** Start **
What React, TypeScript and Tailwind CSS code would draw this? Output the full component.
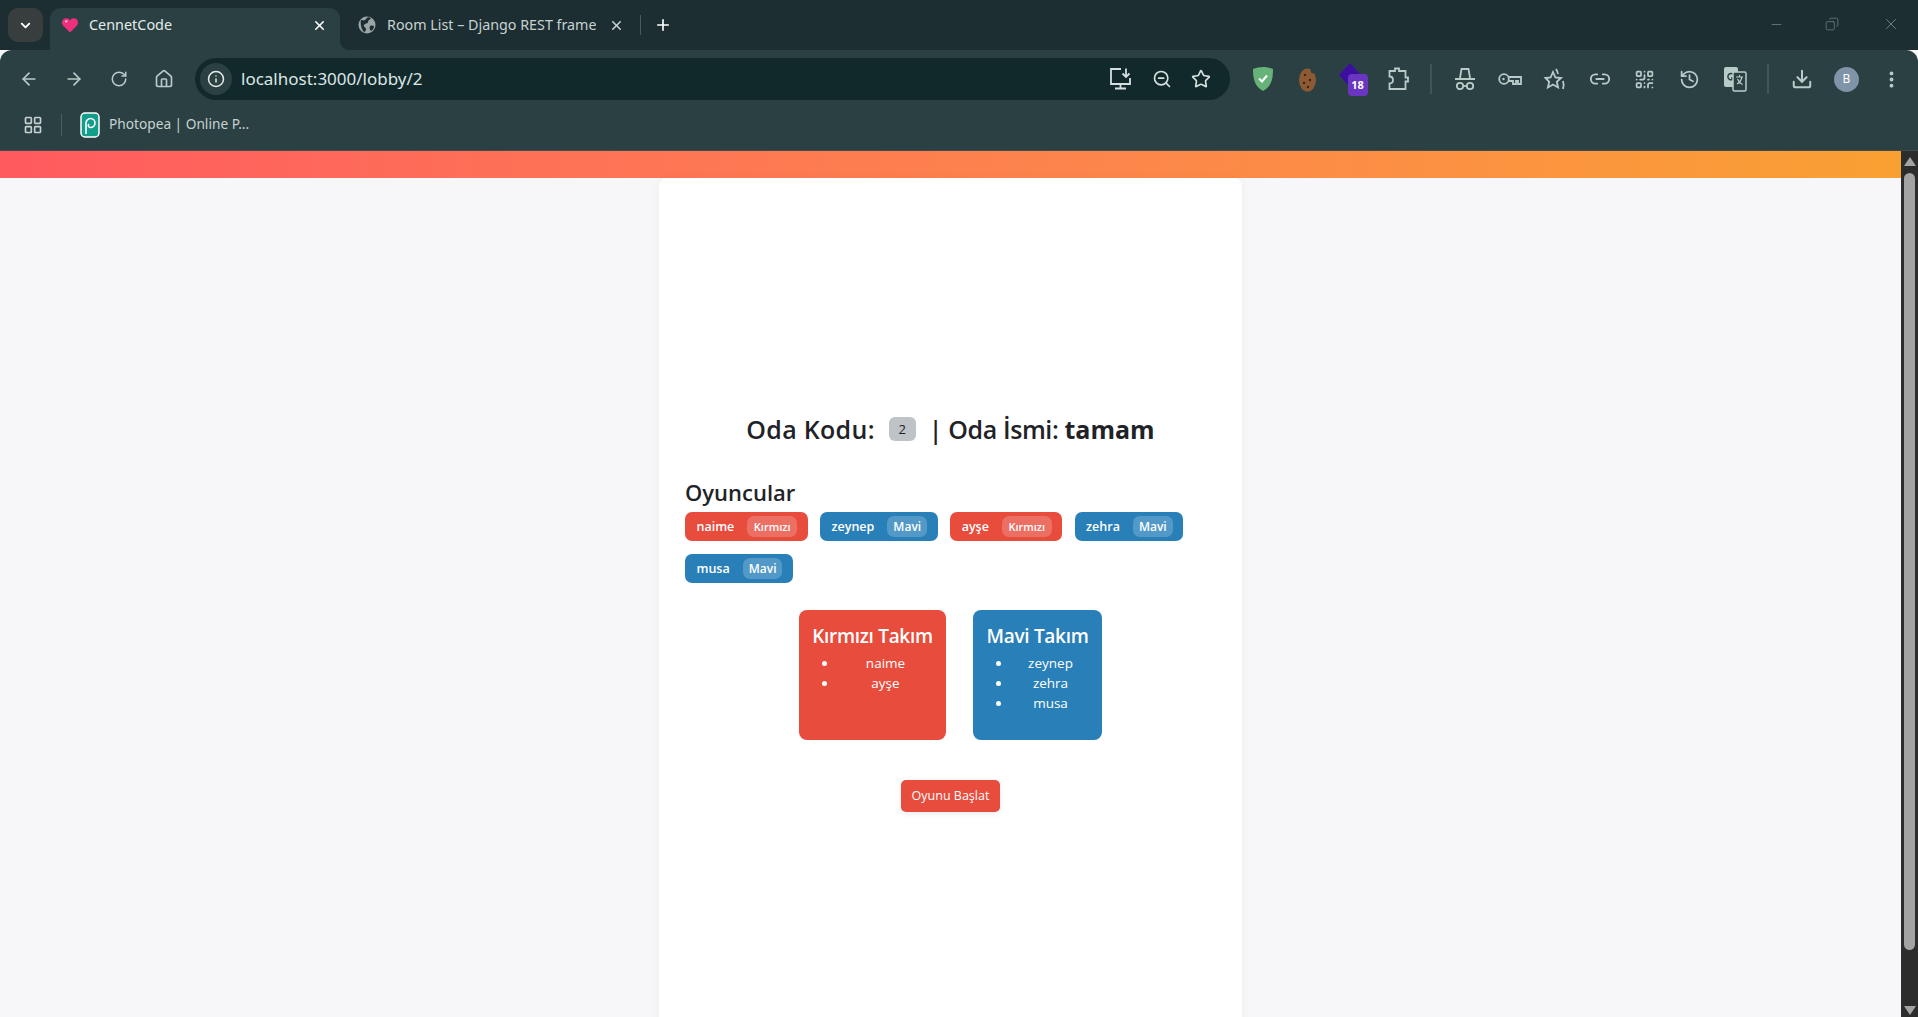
import {
  ArrowLeft,
  ArrowRight,
  ChevronDown,
  Copy,
  Download,
  History,
  House,
  Info,
  LayoutGrid,
  Link2,
  Minus,
  MoreVertical,
  Plus,
  QrCode,
  RotateCw,
  Star,
  X,
  ZoomOut,
} from 'lucide-react';

const uiFont = "font-['Open_Sans','Noto_Sans',sans-serif]";

type Player = { name: string; team: 'red' | 'blue' };

const players: Player[] = [
  { name: 'naime', team: 'red' },
  { name: 'zeynep', team: 'blue' },
  { name: 'ayşe', team: 'red' },
  { name: 'zehra', team: 'blue' },
  { name: 'musa', team: 'blue' },
];

function Heart() {
  return (
    <svg width="18" height="18" viewBox="0 0 18 18">
      <path d="M9 16.500 2 9.500C0 7 1 2.500 5 2.200c1.800-.1 3.200.8 4 2 .8-1.200 2.200-2.100 4-2 4 .3 5 4.800 3 7.300z" fill="#ef2f7c" />
      <path d="M4 5.500c.5-1 1.300-1.400 2.300-1.300v2H4z" fill="#ffd3e4" />
    </svg>
  );
}

function GlobeFilled() {
  return (
    <svg width="18" height="18" viewBox="0 0 18 18" className="shrink-0">
      <circle cx="9" cy="9" r="8.500" fill="#9aa6a6" />
      <path d="M3 4c2 0 3 1 4 0s2-2 3-3l3 1c-1 2-3 2-3 4s-3 1-4 3 2 2 2 4-1 3-2 3C4 14 2 9 3 4zM12 10c2-1 3 0 4 0 0 2-1 4-3 5-1-1-2-3-1-5z" fill="#1d2e33" />
    </svg>
  );
}

function Shield() {
  return (
    <svg width="22" height="26" viewBox="0 0 22 26">
      <path d="M11 1c3.500 0 7 .8 10 2 0 9-1 17-10 22C2 20 1 12 1 3c3-1.200 6.500-2 10-2z" fill="#67b279" />
      <path d="m7 12.500 3 3 5-6" fill="none" stroke="#fff" strokeWidth="2" />
    </svg>
  );
}

function CookieIcon() {
  return (
    <svg width="20" height="26" viewBox="0 0 20 26">
      <ellipse cx="9.500" cy="14" rx="8.500" ry="11.500" fill="#8d5a34" />
      <circle cx="16" cy="4" r="3.500" fill="#2a4043" />
      <circle cx="7" cy="9" r="1.200" fill="#3d2412" />
      <circle cx="12" cy="14" r="1.200" fill="#3d2412" />
      <circle cx="6" cy="17" r="1.200" fill="#3d2412" />
      <circle cx="10" cy="21" r="1.200" fill="#3d2412" />
    </svg>
  );
}

function GemBadge() {
  return (
    <div className="relative h-[34px] w-[30px]">
      <svg className="absolute left-0 top-0" width="24" height="30" viewBox="0 0 24 30">
        <path d="M12 1 23 13 12 25 1 13z" fill="#3d0fa0" />
      </svg>
      <span className="absolute bottom-0 right-0 flex h-[22px] w-[20px] items-center justify-center rounded-[4px] bg-[#6a35c0] text-[11px] font-bold text-white">
        18
      </span>
    </div>
  );
}

function ExtensionIcon() {
  return (
    <svg width="22" height="26" viewBox="0 0 22 26" fill="none" stroke="#b9cbc9" strokeWidth="1.800">
      <path d="M8 5V2.500h4V5h6.500v6.500H21v4h-2.500V23H2.500v-5.500c2.500 0 3.500-1.500 3.500-3.500S5 10.500 2.500 10.500V5z" />
    </svg>
  );
}

function Spy() {
  return (
    <svg width="22" height="24" viewBox="0 0 22 24" fill="none" stroke="#b9cbc9" strokeWidth="1.800">
      <path d="M6 11 7.500 2h7L16 11M1 12h20" />
      <circle cx="6" cy="19" r="3.200" />
      <circle cx="16" cy="19" r="3.200" />
      <path d="M9 19h4" />
    </svg>
  );
}

function KeyIcon() {
  return (
    <svg width="24" height="16" viewBox="0 0 24 16" fill="none" stroke="#b9cbc9" strokeWidth="1.800">
      <circle cx="6" cy="8" r="4.800" />
      <circle cx="5.500" cy="8" r="1.200" fill="#b9cbc9" stroke="none" />
      <path d="M10.500 6H23v7h-3v-3h-2v3h-3v-3h-4.500" />
    </svg>
  );
}

function SparkStar() {
  return (
    <svg width="24" height="24" viewBox="0 0 24 24" fill="none" stroke="#b9cbc9" strokeWidth="1.800">
      <path d="m10 5 2.400 5.500 5.600.5-4.200 3.800 1.300 5.700-5.100-3-5.100 3 1.300-5.700L2.500 11l5.100-.5z" />
      <path d="M13 2c1 1.500 1.500 3 2 5M20 14c1 3 1 5 0 8" />
    </svg>
  );
}

function TranslateIcon() {
  return (
    <svg width="24" height="26" viewBox="0 0 24 26">
      <rect x="1" y="1" width="14" height="20" rx="2" fill="#b9cbc9" />
      <path d="M10.500 8.500A3.200 3.200 0 1 0 11 12H8" fill="none" stroke="#2a4043" strokeWidth="1.500" />
      <rect x="10" y="6" width="13" height="19" rx="1.500" fill="#2a4043" stroke="#b9cbc9" strokeWidth="1.500" />
      <path d="M13 11h7M16.500 9v2M19 11c-1 4-3 6-5 7M14.500 13c1 2.500 3 4.500 5 5.500" fill="none" stroke="#b9cbc9" strokeWidth="1.200" />
    </svg>
  );
}

function InstallIcon() {
  return (
    <svg width="24" height="24" viewBox="0 0 24 24" fill="none" stroke="#d5dfde" strokeWidth="1.800">
      <path d="M13 2H3v15h19v-6M12.500 17v4M7 21.500h11" />
      <path d="M18 1.500V10M14.500 6.500 18 10l3.500-3.500" />
    </svg>
  );
}

function Photopea() {
  return (
    <svg width="20" height="26" viewBox="0 0 20 26">
      <rect x="1" y="1" width="18" height="24" rx="4" fill="#129e8a" stroke="#fff" strokeWidth="1.500" />
      <path d="M6 22V11a4.500 4.500 0 1 1 4.500 4.500A2 2 0 0 1 9 12" fill="none" stroke="#fff" strokeWidth="1.600" />
    </svg>
  );
}

function Slot({ children }: { children: React.ReactNode }) {
  return <div className="flex h-[45px] w-[45px] shrink-0 items-center justify-center text-[#b9cbc9]">{children}</div>;
}

function BrowserChrome() {
  return (
    <header className="shrink-0 font-['Noto_Sans',sans-serif]">
      {/* tab strip */}
      <div className="flex h-[50px] items-end bg-[#1d2e33] pl-2">
        <div className="mb-2 flex h-[34px] w-[35px] items-center justify-center rounded-[10px] bg-[#383d3e] text-white">
          <ChevronDown size={15} strokeWidth={3} />
        </div>
        <div className="relative ml-[7px] flex h-[42px] w-[290px] items-center rounded-t-[11px] bg-[#2a4043] pb-[8px] pl-[11px] text-white">
          <span className="absolute -right-[10px] bottom-0 h-[10px] w-[10px] bg-[radial-gradient(circle_at_100%_0%,transparent_10px,#2a4043_10.500px)]" />
          <Heart />
          <span className="ml-[10px] flex-1 text-[14.400px] text-[#e4ecea]">CennetCode</span>
          <X size={15} strokeWidth={2.500} className="mr-[13px]" />
        </div>
        <div className="flex h-[42px] items-center pb-[8px] text-[#c7d2d0]">
          <span className="ml-[18px]"><GlobeFilled /></span>
          <span className="ml-[11px] w-[209px] shrink-0 overflow-hidden whitespace-nowrap text-[14.300px]">
            Room List – Django REST frame
          </span>
          <X size={15} strokeWidth={2.500} className="ml-[13px] shrink-0" />
          <span className="ml-[16px] h-[20px] w-px shrink-0 bg-[#4b5a5c]" />
          <Plus size={18} strokeWidth={2.200} className="ml-[13px] shrink-0 text-white" />
        </div>
        <div className="ml-auto flex h-[50px] items-center pb-[2px] text-[#8c9a9a]">
          <Minus size={15} strokeWidth={1} className="mr-[41px]" />
          <Copy size={14} strokeWidth={1} className="mr-[43px] -scale-x-100" />
          <X size={18} strokeWidth={1} className="mr-[18px]" />
        </div>
      </div>

      {/* toolbar */}
      <div className="flex h-[58px] items-center rounded-t-[12px] bg-[#2a4043] pl-[6px]">
        <Slot><ArrowLeft size={20} /></Slot>
        <Slot><ArrowRight size={20} /></Slot>
        <Slot><RotateCw size={18} /></Slot>
        <Slot><House size={20} /></Slot>
        <div className="ml-[9px] flex h-[42px] w-[1035px] shrink-0 items-center rounded-full bg-[#12292b] pl-[5px] pr-[7px]">
          <div className="flex h-[32px] w-[32px] items-center justify-center rounded-full bg-[#2a4043] text-[#e4ecea]">
            <Info size={18} />
          </div>
          <span className="ml-[9px] flex-1 text-[17px] text-[#dce6e5]">localhost:3000/lobby/2</span>
          <div className="flex w-[125px] items-center justify-between text-[#d5dfde]">
            <span className="ml-[10px]"><InstallIcon /></span>
            <ZoomOut size={20} className="ml-[1px]" />
            <Star size={20} className="mr-[12px]" />
          </div>
        </div>
        <div className="ml-[10px] flex items-center">
          <Slot><Shield /></Slot>
          <Slot><CookieIcon /></Slot>
          <Slot><GemBadge /></Slot>
          <Slot><ExtensionIcon /></Slot>
          <div className="flex h-[45px] w-[22px] items-center justify-center">
            <span className="h-[30px] w-[2px] bg-[#425659]" />
          </div>
          <Slot><Spy /></Slot>
          <Slot><KeyIcon /></Slot>
          <Slot><SparkStar /></Slot>
          <Slot><Link2 size={22} /></Slot>
          <Slot><QrCode size={21} /></Slot>
          <Slot><History size={21} /></Slot>
          <Slot><TranslateIcon /></Slot>
          <div className="flex h-[45px] w-[22px] items-center justify-center">
            <span className="h-[30px] w-[2px] bg-[#425659]" />
          </div>
          <Slot><Download size={22} strokeWidth={2.200} /></Slot>
          <Slot>
            <span className="flex h-[25px] w-[25px] items-center justify-center rounded-full bg-[#7f94a6] text-[12px] text-white">B</span>
          </Slot>
          <Slot><MoreVertical size={21} strokeWidth={2.500} /></Slot>
        </div>
      </div>

      {/* bookmarks */}
      <div className="flex h-[43px] items-center border-b border-[#3f4d4f] bg-[#2a4043] pb-[9px] text-[#c7d2d0]">
        <LayoutGrid size={20} className="ml-[23px]" />
        <span className="ml-[18px] h-[22px] w-px bg-[#4b5f62]" />
        <span className="ml-[18px] flex items-center"><Photopea /></span>
        <span className="ml-[9px] text-[13.700px]">Photopea | Online P...</span>
      </div>
    </header>
  );
}

function Scrollbar() {
  return (
    <div className="flex w-[17px] shrink-0 flex-col items-center bg-[#2c2c2c] pt-[6px]">
      <div className="h-0 w-0 border-x-[6px] border-b-[9px] border-x-transparent border-b-[#a3a3a3]" />
      <div className="mt-[7px] h-[777px] w-[11px] rounded-full bg-[#a3a3a3]" />
      <div className="mt-[56px] h-0 w-0 border-x-[6px] border-t-[9px] border-x-transparent border-t-[#a3a3a3]" />
    </div>
  );
}

function PlayerChip({ player }: { player: Player }) {
  const red = player.team === 'red';
  return (
    <div
      className={`flex h-[29px] items-center gap-[13px] rounded-[7px] pl-[11.500px] pr-[10.500px] text-[12.500px] font-semibold text-white ${red ? 'bg-[#e74c3c]' : 'bg-[#2980b9]'}`}
    >
      <span className="pt-[2px]">{player.name}</span>
      <span className={`flex h-[21px] items-center rounded-[7px] bg-white/20 pt-[1px] font-semibold ${red ? 'px-[6.500px] text-[11px]' : 'px-[6px] text-[12px]'}`}>
        {red ? 'Kırmızı' : 'Mavi'}
      </span>
    </div>
  );
}

function TeamCard({ title, color, members }: { title: string; color: string; members: string[] }) {
  return (
    <div className={`h-[130px] rounded-[8px] px-[13px] pt-[12px] text-white ${color}`}>
      <h3 className="whitespace-nowrap text-center text-[19px] font-semibold leading-[28px] tracking-[-0.3px]">{title}</h3>
      <ul className="mt-[3px] list-disc pl-[26px] text-center text-[13.500px] leading-[20px]">
        {members.map((m) => (
          <li key={m}>{m}</li>
        ))}
      </ul>
    </div>
  );
}

export default function App() {
  return (
    <div className={`flex h-screen w-screen flex-col overflow-hidden bg-[#f7f7fa] ${uiFont}`}>
      <BrowserChrome />
      <div className="flex min-h-0 flex-1">
        <main className="flex min-w-0 flex-1 flex-col">
          <div className="h-[27px] shrink-0 bg-gradient-to-r from-[#ff5a5f] to-[#f9a032]" />
          <div className="flex flex-1 justify-center">
            <div className="h-[900px] w-[583px] rounded-[8px] bg-white px-[26px] pt-[233px] text-[#1f2328] shadow-[0_2px_10px_rgba(0,0,0,0.05)]">
              <h2 className="flex items-center justify-center whitespace-nowrap text-[25px] font-semibold leading-[36px]">
                <span className="tracking-[0.3px]">Oda Kodu:</span>
                <span className="ml-[14px] mr-[13px] flex h-[24px] w-[27px] items-center justify-center rounded-[6px] bg-[#bdc3c7] pt-[1px] text-[13px] font-normal leading-none">2</span>
                <span className="tracking-[-0.4px]">| Oda İsmi:&nbsp;</span>
                <strong className="font-bold">tamam</strong>
              </h2>
              <h3 className="mt-[30px] text-[22px] font-semibold leading-[30px]">Oyuncular</h3>
              <div className="mt-[5px] flex flex-wrap gap-x-[12.500px] gap-y-[13px]">
                {players.map((p) => (
                  <PlayerChip key={p.name} player={p} />
                ))}
              </div>
              <div className="mt-[27px] flex justify-center gap-[27px]">
                <div className="w-[147px]">
                  <TeamCard title="Kırmızı Takım" color="bg-[#e74c3c]" members={['naime', 'ayşe']} />
                </div>
                <div className="w-[129px]">
                  <TeamCard title="Mavi Takım" color="bg-[#2980b9]" members={['zeynep', 'zehra', 'musa']} />
                </div>
              </div>
              <div className="mt-[40px] flex justify-center">
                <button className="h-[32px] w-[99px] rounded-[5px] bg-[#e74c3c] text-[12.500px] text-white shadow-[0_2px_6px_rgba(0,0,0,0.08)]">
                  Oyunu Başlat
                </button>
              </div>
            </div>
          </div>
        </main>
        <Scrollbar />
      </div>
    </div>
  );
}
** End **
- **The exercise**: Pictures excluded, repeat exactly the lines from the top of the material through the line with "string; team: 'red'", including both of those lines.

- **Answer to this exercise**:
What React, TypeScript and Tailwind CSS code would draw this? Output the full component.
import {
  ArrowLeft,
  ArrowRight,
  ChevronDown,
  Copy,
  Download,
  History,
  House,
  Info,
  LayoutGrid,
  Link2,
  Minus,
  MoreVertical,
  Plus,
  QrCode,
  RotateCw,
  Star,
  X,
  ZoomOut,
} from 'lucide-react';

const uiFont = "font-['Open_Sans','Noto_Sans',sans-serif]";

type Player = { name: string; team: 'red' | 'blue' };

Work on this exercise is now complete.